RFC: Modified Extensible UDT for better script-driven UDT

In the existing CKB UDT design, the issuer of the UDT must be an Owner. Specifically, the mint transaction of the UDT must ensure that a cell with specific owner_lock in the input_cell is destroyed. Logically this is not a problem, any operation on mint can be written to owner’s Lockscript, but in practice, this can cause problems for script-driven UDTs.

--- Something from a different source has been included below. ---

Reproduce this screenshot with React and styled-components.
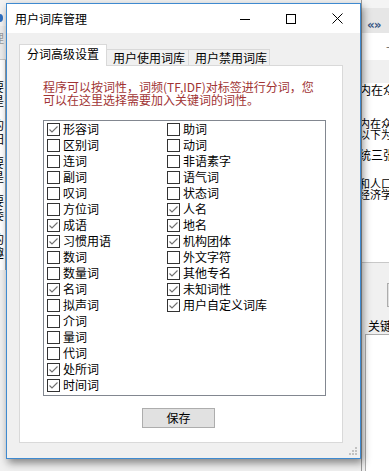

For example: Wrapped CKB: When we want to design a simple script to convert CKB to wCKB, originally this only requires simple logic, and there is no state contention, but due to the design of the existing UDT standard, if there is not enough owner_cells is for use, and when there are too many mint txs at the same time, there will be serious state contention, which will affect the user experience. Of course, the user can construct an owner_cell at his own expense, but this is an inexplicable expense for the user and cannot be returned, which will also affect the user experience.

The same problem exists for the scheme of releasing the liquidity of NervosDAO pledged CKB, such as dCKB. All in all, for all UDTs is not issued by a specific owner but are based on a certain logic, the existing owner-centric UDT standards have affected the user experience.

Therefore, the reverse design is a better choice. Instead of converting the logic into owner_cell, the owner unlocking is regarded as a special logic.

The following logical decision has made a small modification to xUDT ( RFC: Extensible UDT - English / CKB Development & Technical Discussion - Nervos Talk), so it is still called xUDT.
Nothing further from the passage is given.